Clara's love for her family is fraught in ways that go beyond the situation with Nettie, too. It's hinted from early on that they don't have much extra money; when Clara starts spending time at Nettie and Patty's house, the class differences between the families are made clear. (A bit that rang especially true for me: "Nettie helped clean up after supper — or rather, after dinner. The Knapps called it dinner.") Clara starts chafing at her family's noisy, messy, unrefined ways, and at the fact that her dad is quick to anger and arguments. More climactic than any moment with Nettie is the scene in which Clara finally explodes at her father, and is offered an unexpected reassurance of his love.

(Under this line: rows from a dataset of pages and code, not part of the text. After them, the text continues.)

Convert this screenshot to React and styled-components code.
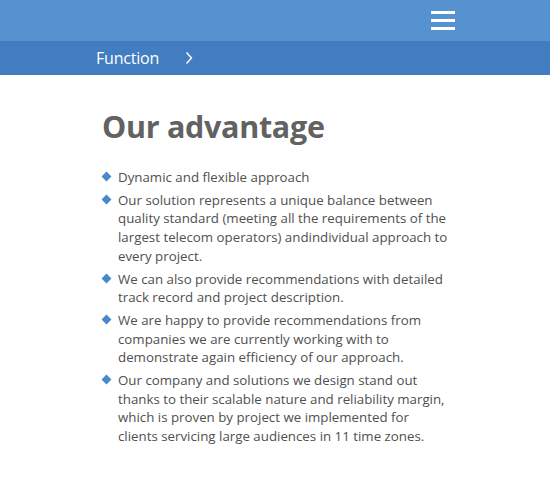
import React from 'react';
import styled, { createGlobalStyle } from 'styled-components';

const items = [
  'Dynamic and flexible approach',
  'Our solution represents a unique balance between quality standard (meeting all the requirements of the largest telecom operators) andindividual approach to every project.',
  'We can also provide recommendations with detailed track record and project description.',
  'We are happy to provide recommendations from companies we are currently working with to demonstrate again efficiency of our approach.',
  'Our company and solutions we design stand out thanks to their scalable nature and reliability margin, which is proven by project we implemented for clients servicing large audiences in 11 time zones.',
];

function App() {
  return (
    <>
      <GlobalStyle />
      <TopBar>
        <MenuButton aria-label='Menu'>
          <span />
          <span />
          <span />
        </MenuButton>
      </TopBar>
      <Crumbs>
        <CrumbLabel>Function</CrumbLabel>
        <svg width='10' height='14' viewBox='0 0 10 14'>
          <path d='M2.5 1.5 L7.5 7 L2.5 12.5' fill='none' stroke='#fff' strokeWidth='1.4' />
        </svg>
      </Crumbs>
      <Main>
        <Title>Our advantage</Title>
        <List>
          {items.map((text) => (
            <Item key={text}>{text}</Item>
          ))}
        </List>
      </Main>
    </>
  );
}

const GlobalStyle = createGlobalStyle`
  body {
    margin: 0;
    background: #fff;
    font-family: 'Open Sans', 'Noto Sans', sans-serif;
  }
`;

const TopBar = styled.header`
  height: 41px;
  background: #5692d0;
  display: flex;
  align-items: center;
  justify-content: flex-end;
  padding-right: 95px;
`;

const MenuButton = styled.div`
  width: 24px;
  height: 19px;
  display: flex;
  flex-direction: column;
  justify-content: space-between;
  margin-top: -1px;

  span {
    display: block;
    height: 3px;
    background: #fff;
  }
`;

const Crumbs = styled.nav`
  height: 34px;
  background: #417dc0;
  display: flex;
  align-items: center;
  gap: 25px;
  padding-left: 96px;
`;

const CrumbLabel = styled.span`
  color: #fff;
  font-size: 16px;
  letter-spacing: -0.2px;
`;

const Main = styled.main`
  padding: 31px 0 0 101px;
  width: 349px;
`;

const Title = styled.h1`
  margin: 0 0 22px 1px;
  font-size: 30.5px;
  line-height: 40px;
  font-weight: 700;
  color: #626262;
  letter-spacing: -0.3px;
`;

const List = styled.ul`
  list-style: none;
  margin: 0;
  padding: 0;
  display: flex;
  flex-direction: column;
  gap: 4px;
`;

const Item = styled.li`
  position: relative;
  padding-left: 17px;
  font-size: 13.3px;
  line-height: 18.7px;
  color: #505050;

  &::before {
    content: '';
    position: absolute;
    left: 2px;
    top: 5px;
    width: 7px;
    height: 7px;
    background: #4a88cc;
    transform: rotate(45deg);
  }
`;

export default App;
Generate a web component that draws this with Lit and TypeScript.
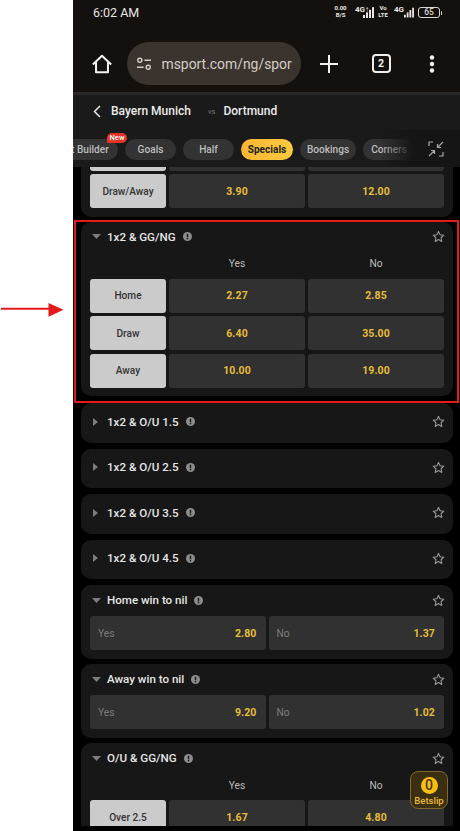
import { LitElement, html, css, svg } from "lit";
import { customElement } from "lit/decorators.js";

const tabs = [
  { t: "Bet Builder", w: 68, badge: true },
  { t: "Goals", w: 51 },
  { t: "Half", w: 51 },
  { t: "Specials", w: 52, on: true },
  { t: "Bookings", w: 56 },
  { t: "Corners", w: 52 },
];

const star = html`<svg class="star" width="13" height="13" viewBox="0 0 24 24" fill="none" stroke="#9a9a9a" stroke-width="2" stroke-linejoin="round"><path d="M12 2.500l2.900 6.300 6.900.8-5.100 4.700 1.400 6.800L12 17.700l-6.100 3.400 1.400-6.800-5.100-4.700 6.900-.8z"/></svg>`;
const info = html`<svg class="info" width="9" height="9" viewBox="0 0 10 10"><circle cx="5" cy="5" r="5" fill="#8c8c8c"/><rect x="4.200" y="2" width="1.600" height="3.800" fill="#1a1a1a"/><rect x="4.200" y="6.600" width="1.600" height="1.500" fill="#1a1a1a"/></svg>`;
const down = html`<svg class="caret" width="9" height="5" viewBox="0 0 9 5"><path d="M0 0h9L4.500 5z" fill="#7d7d7d"/></svg>`;
const right = html`<svg class="caret r" width="5" height="8" viewBox="0 0 5 8"><path d="M0 0l5 4-5 4z" fill="#7d7d7d"/></svg>`;

const bars = () => svg`<svg class="bars" width="11" height="11" viewBox="0 0 11 11">
  ${[0, 1, 2, 3].map((i) => svg`<rect x="${i * 3}" y="${8 - i * 2.6}" width="2" height="${3 + i * 2.6}" fill="#e8e6e4"/>`)}
</svg>`;

@customElement("app-root")
export class AppRoot extends LitElement {
  static styles = css`
    :host { display: block; width: 460px; height: 831px; background: #fff; padding-left: 73px; box-sizing: border-box; position: relative; overflow: hidden; font-family: Roboto, "Liberation Sans", sans-serif; }
    .phone { width: 387px; height: 831px; background: #000; display: flex; flex-direction: column; padding-bottom: 5px; box-sizing: border-box; position: relative; }
    .chrome { background: #14100d; flex: none; }
    .status { height: 42px; display: flex; align-items: flex-start; justify-content: space-between; box-sizing: border-box; padding: 5px 20px 0 20px; color: #e8e6e4; }
    .time { font-size: 12.5px; line-height: 16px; }
    .sicons { display: flex; align-items: flex-start; }
    .stack { display: flex; flex-direction: column; align-items: center; width: 13px; font-size: 6px; line-height: 7.1px; font-weight: 700; color: #e8e6e4; margin-top: -1px; }
    .stack.vo { width: 10px; margin: -1px 6px 0 3px; }
    .net { display: flex; align-items: flex-end; height: 13px; font-size: 8px; font-weight: 700; color: #e8e6e4; }
    .net span { align-self: flex-start; line-height: 9px; }
    .net.a { width: 20px; margin-left: 8px; }
    .net.b { width: 20px; margin-right: 4px; }
    .net.a .bars { margin-left: -6px; }
    .batt { width: 22px; height: 11px; margin-top: 2px; border: 1px solid #d8d6d4; border-radius: 3px; box-sizing: border-box; font-size: 8.5px; line-height: 9px; text-align: center; color: #d8d6d4; font-weight: 500; position: relative; }
    .batt::after { content: ""; position: absolute; right: -3px; top: 2.5px; width: 1.5px; height: 4px; background: #d8d6d4; border-radius: 1px; }
    .toolbar { height: 50px; display: flex; align-items: flex-start; }
    .tb { height: 43px; display: flex; align-items: center; justify-content: center; flex: none; }
    .home { width: 54px; padding-left: 4px; box-sizing: border-box; }
    .pill { width: 174px; background: #3b342e; border-radius: 22px; justify-content: flex-start; gap: 9.5px; padding-left: 9px; box-sizing: border-box; color: #d4cdc6; font-size: 13.9px; overflow: hidden; white-space: nowrap; }
    .plus { width: 56px; }
    .tabc { width: 48px; }
    .tabc span { width: 19px; height: 19px; border: 2px solid #f1efed; border-radius: 4px; box-sizing: border-box; display: flex; align-items: center; justify-content: center; font-size: 10.5px; font-weight: 700; color: #f1efed; }
    .menu { width: 54px; }
    .sep { height: 3px; background: #2a2827; flex: none; }
    .match { height: 35px; background: #1a1a1a; display: flex; align-items: center; flex: none; color: #ececec; font-size: 12px; font-weight: 500; padding: 0 0 3px 20px; box-sizing: border-box; }
    .match svg { margin-right: 10px; }
    .vs { font-size: 7.5px; font-weight: 400; color: #777; margin: 0 8px 0 17px; }
    .tabsbar { height: 37px; background: #1a1a1a; flex: none; position: relative; overflow: hidden; }
    .tabs { display: flex; gap: 7px; margin-left: -23px; padding-top: 8.5px; }
    .tab { height: 21px; flex: none; border-radius: 11px; background: #333; color: #bdbdbd; font-size: 10.1px; font-weight: 500; display: flex; align-items: center; justify-content: center; position: relative; box-sizing: border-box; }
    .tab.on { background: linear-gradient(90deg, #f7b733, #fdc93f); color: #222; font-weight: 700; }
    .new { position: absolute; left: 57px; top: -6px; width: 20px; height: 10px; border-radius: 5px 5px 5px 1px; background: #e53528; color: #fff; font-size: 7.5px; line-height: 10px; text-align: center; font-weight: 500; }
    .collapse { position: absolute; right: 0; top: 0; bottom: 0; width: 80px; background: linear-gradient(90deg, rgba(21,21,21,0) 0, #151515 34px); display: flex; align-items: center; justify-content: flex-end; padding-right: 16px; box-sizing: border-box; }
    .scroll { flex: 1; min-height: 0; overflow: hidden; padding: 0 7px 0 8px; }
    .list { display: flex; flex-direction: column; gap: 6px; margin-top: -30px; }
    .card { background: #171717; border-radius: 10px; padding: 0 9px; box-sizing: border-box; }
    .card.first { padding-bottom: 8.7px; border-radius: 0 0 10px 10px; margin-bottom: -1px; }
    .card.main { padding-bottom: 8px; margin-bottom: 1.5px; }
    .head { height: 31px; flex: none; display: flex; align-items: center; color: #e6e6e6; font-size: 11.6px; font-weight: 500; padding-bottom: 1px; box-sizing: border-box; }
    .caret { margin-right: 6px; margin-left: 2px; flex: none; }
    .caret.r { margin: 0 9px 0 3px; }
    .info { margin-left: 7px; }
    .star { margin-left: auto; margin-right: -1px; }
    .card.closed { height: 39.5px; display: flex; align-items: center; padding-bottom: 2px; }
    .card.closed .head { flex: 1; height: auto; padding-bottom: 0; }
    .grid { display: grid; grid-template-columns: 76px 136px 136px; gap: 3.3px 3px; }
    .ch { height: 26px; display: flex; align-items: center; justify-content: center; font-size: 10.2px; color: #bcbcbc; margin-bottom: -3.3px; padding-bottom: 4px; box-sizing: border-box; }
    .lab { height: 34px; background: #cbcbcb; border-radius: 3px; color: #333; font-size: 10.1px; font-weight: 500; display: flex; align-items: center; justify-content: center; }
    .odd { height: 34px; background: #313131; border-radius: 3px; color: #e8bd38; font-size: 10.5px; font-weight: 700; letter-spacing: .1px; display: flex; align-items: center; justify-content: center; }
    .two { display: grid; grid-template-columns: 1fr 1fr; gap: 3px; padding-bottom: 9px; }
    .card.wn { margin-bottom: -1px; }
    .opt { height: 34px; background: #313131; border-radius: 3px; display: flex; align-items: center; justify-content: space-between; padding: 0 9px 0 8px; font-size: 10.2px; color: #7c7c7c; }
    .opt b { color: #e8bd38; font-size: 10.5px; font-weight: 700; letter-spacing: .1px; }
    .betslip { position: absolute; left: 337px; top: 771px; width: 38px; height: 38px; box-sizing: border-box; border: 1px solid #80692a; border-radius: 8px; background: #3a3011; display: flex; flex-direction: column; align-items: center; padding-top: 5px; color: #eabc35; font-size: 9.5px; font-weight: 500; line-height: 11px; }
    .betslip i { width: 17px; height: 17px; border-radius: 50%; background: #fbbe14; color: #4a3a08; font-style: normal; font-size: 14px; line-height: 17px; text-align: center; margin-bottom: 1px; }
    .redbox { position: absolute; left: 1px; top: 220px; width: 385px; height: 183px; border: 2.8px solid #e31b1b; box-sizing: border-box; pointer-events: none; }
    .arrow { position: absolute; left: 0; top: 302px; }
  `;

  private rows(rows: string[][]) {
    return rows.map(
      (r) => html`<div class="lab">${r[0]}</div><div class="odd">${r[1]}</div><div class="odd">${r[2]}</div>`
    );
  }

  private closed(t: string) {
    return html`<div class="card closed"><div class="head">${right}<span>${t}</span>${info}${star}</div></div>`;
  }

  private wn(t: string, a: string, b: string) {
    return html`<div class="card wn">
      <div class="head">${down}<span>${t}</span>${info}${star}</div>
      <div class="two">
        <div class="opt"><span>Yes</span><b>${a}</b></div>
        <div class="opt"><span>No</span><b>${b}</b></div>
      </div>
    </div>`;
  }

  render() {
    return html`
      <svg class="arrow" width="66" height="16" viewBox="0 0 66 16"><path d="M1 6.800h48" stroke="#e31b1b" stroke-width="2"/><path d="M48.500 1l15 6.800-15 7z" fill="#e31b1b"/></svg>
      <div class="phone">
        <div class="chrome">
          <div class="status">
            <span class="time">6:02 AM</span>
            <div class="sicons">
              <div class="stack"><span>0.00</span><span>B/S</span></div>
              <div class="net a"><span>4G↑</span>${bars()}</div>
              <div class="stack vo"><span>Vo</span><span>LTE</span></div>
              <div class="net b"><span>4G</span>${bars()}</div>
              <div class="batt">65</div>
            </div>
          </div>
          <div class="toolbar">
            <div class="tb home"><svg width="22" height="22" viewBox="0 0 24 24" fill="none" stroke="#f4f2f0" stroke-width="2.200" stroke-linejoin="round"><path d="M2 12.500L12 3l10 9.500M5.500 10v11h13V10"/></svg></div>
            <div class="tb pill">
              <svg width="16" height="14" viewBox="0 0 17 15" fill="none" stroke="#d4cdc6" stroke-width="1.500"><circle cx="4" cy="3.500" r="2.200"/><path d="M9 3.500h7M1 11h7"/><circle cx="13" cy="11" r="2.200"/></svg>
              <span>msport.com/ng/spor</span>
            </div>
            <div class="tb plus"><svg width="18" height="18" viewBox="0 0 18 18" stroke="#f4f2f0" stroke-width="2"><path d="M9 0v18M0 9h18"/></svg></div>
            <div class="tb tabc"><span>2</span></div>
            <div class="tb menu"><svg width="6" height="18" viewBox="0 0 6 18" fill="#f4f2f0"><circle cx="3" cy="2.500" r="2.200"/><circle cx="3" cy="9" r="2.200"/><circle cx="3" cy="15.500" r="2.200"/></svg></div>
          </div>
        </div>
        <div class="sep"></div>
        <div class="match">
          <svg width="8" height="13" viewBox="0 0 8 13" fill="none" stroke="#e8e8e8" stroke-width="1.500"><path d="M7 1L1.500 6.500 7 12"/></svg>
          <span>Bayern Munich</span><span class="vs">vs</span><span>Dortmund</span>
        </div>
        <div class="tabsbar">
          <div class="tabs">
            ${tabs.map(
              (t) => html`<div class="tab ${t.on ? "on" : ""}" style="width:${t.w}px">${t.t}${t.badge ? html`<span class="new">New</span>` : ""}</div>`
            )}
          </div>
          <div class="collapse">
            <svg width="16" height="16" viewBox="0 0 16 16" fill="none" stroke="#a8a8a8" stroke-width="1.200"><path d="M1 5V1h4M15 11v4h-4M15 1L9.500 6.500M9.500 3v3.500H13M1 15l5.500-5.500M3 9.500h3.500V13"/></svg>
          </div>
        </div>
        <div class="scroll">
          <div class="list">
            <div class="card first">
              <div class="grid">
                ${this.rows([["", "", ""]])}
                ${this.rows([["Draw/Away", "3.90", "12.00"]])}
              </div>
            </div>
            <div class="card main">
              <div class="head">${down}<span>1x2 &amp; GG/NG</span>${info}${star}</div>
              <div class="grid">
                <div class="ch"></div><div class="ch">Yes</div><div class="ch">No</div>
                ${this.rows([["Home", "2.27", "2.85"], ["Draw", "6.40", "35.00"], ["Away", "10.00", "19.00"]])}
              </div>
            </div>
            ${this.closed("1x2 & O/U 1.5")}
            ${this.closed("1x2 & O/U 2.5")}
            ${this.closed("1x2 & O/U 3.5")}
            ${this.closed("1x2 & O/U 4.5")}
            ${this.wn("Home win to nil", "2.80", "1.37")}
            ${this.wn("Away win to nil", "9.20", "1.02")}
            <div class="card">
              <div class="head">${down}<span>O/U &amp; GG/NG</span>${info}${star}</div>
              <div class="grid">
                <div class="ch"></div><div class="ch">Yes</div><div class="ch">No</div>
                ${this.rows([["Over 2.5", "1.67", "4.80"]])}
              </div>
            </div>
          </div>
        </div>
        <div class="redbox"></div>
        <div class="betslip"><i>0</i><span>Betslip</span></div>
      </div>
    `;
  }
}
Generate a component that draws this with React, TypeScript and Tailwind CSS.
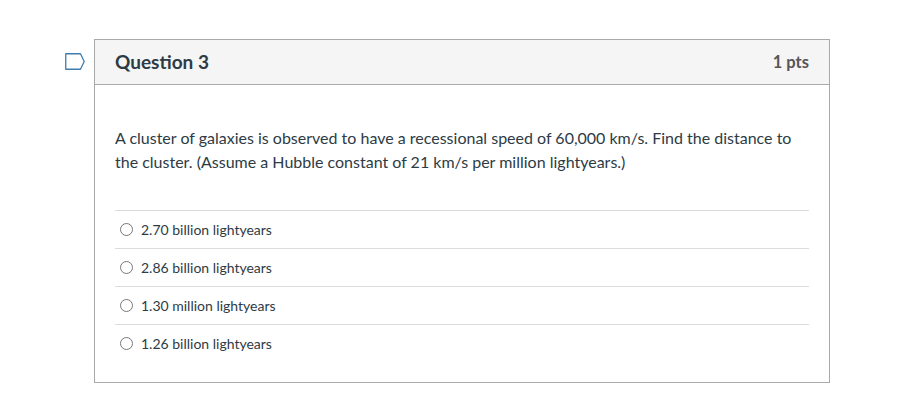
import React from 'react';

const answers = [
  '2.70 billion lightyears',
  '2.86 billion lightyears',
  '1.30 million lightyears',
  '1.26 billion lightyears',
];

const App: React.FC = () => {
  return (
    <div className="min-h-[417px] bg-white font-['Lato','Liberation_Sans',sans-serif] text-[#2d3b45]">
      <div className="flex pt-[39px] pl-[65px]">
        {/* flag marker */}
        <div className="w-[29px] pt-[14px]">
          <svg width="20" height="17" viewBox="0 0 20 17" fill="none">
            <path d="M0.75 0.75H15.5L19.2 8.5L15.5 16.25H0.75Z" stroke="#3f7cae" strokeWidth="1.3" strokeLinejoin="round" />
          </svg>
        </div>

        <div className="w-[736px] border border-[#a9a9a9]">
          {/* Header */}
          <div className="flex h-[45px] items-center justify-between border-b border-[#a9a9a9] bg-[#f5f5f5] px-[20px]">
            <h2 className="text-[19px] font-bold">Question 3</h2>
            <span className="text-[16.5px] font-bold text-[#555555]">1 pts</span>
          </div>

          {/* Body */}
          <div className="px-[20px] pt-[41px] pb-[20px]">
            <p className="text-[16px] leading-[24px]">
              A cluster of galaxies is observed to have a recessional speed of 60,000 km/s. Find the distance to the cluster. (Assume a Hubble constant of 21 km/s per million lightyears.)
            </p>

            <div className="mt-[36px]">
              {answers.map((a) => (
                <label key={a} className="flex h-[38px] items-center gap-[8px] border-t border-[#dcdcdc] pl-[5px]">
                  <span className="h-[13px] w-[13px] rounded-full border border-[#777777] bg-white" />
                  <span className="text-[14px]">{a}</span>
                </label>
              ))}
            </div>
          </div>
        </div>
      </div>
    </div>
  );
};

export default App;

The love parents have for their kids shines through fiercely in the last half of the book, as we follow Clara maturing and learning to live with change and ambiguity and the cruelty of life. When the twins' mother vetoes a trip to the farm for the still-mostly-bedridden Nettie, Clara complains to her own mom. Her mother admonishes her that all of the words Nettie has learned since her coma, all of the walking and feeding herself and going to the bathroom she's been able to do, are because of the "tedious, painstaking, loving work" of Mrs. Knapp. Clara's mom also explains, with deep emotion of her own, how hard it would be for a parent to be apart from a child who had come so close to death.

As Clara slowly accepts her new relationship with Nettie while mourning the old Nettie, the final pages of the book pulse with joy and sadness. Rereading it now, I found myself crying several times: when a newly recovering Nettie asks for Clara by her nickname "Raz"; when Clara finds one of Nettie's old drawings, portraying Clara as "beautiful and lucky"; when Clara asks her father for the first time about his experiences in the war. The book ends with nothing perfect, nothing fixed forever, but with Clara reaching a new understanding of herself and a new empathy for the people closest to her. These are lessons I'm still learning now, and Bringing Nettie Back's sweet sadness is worth revisiting time after time.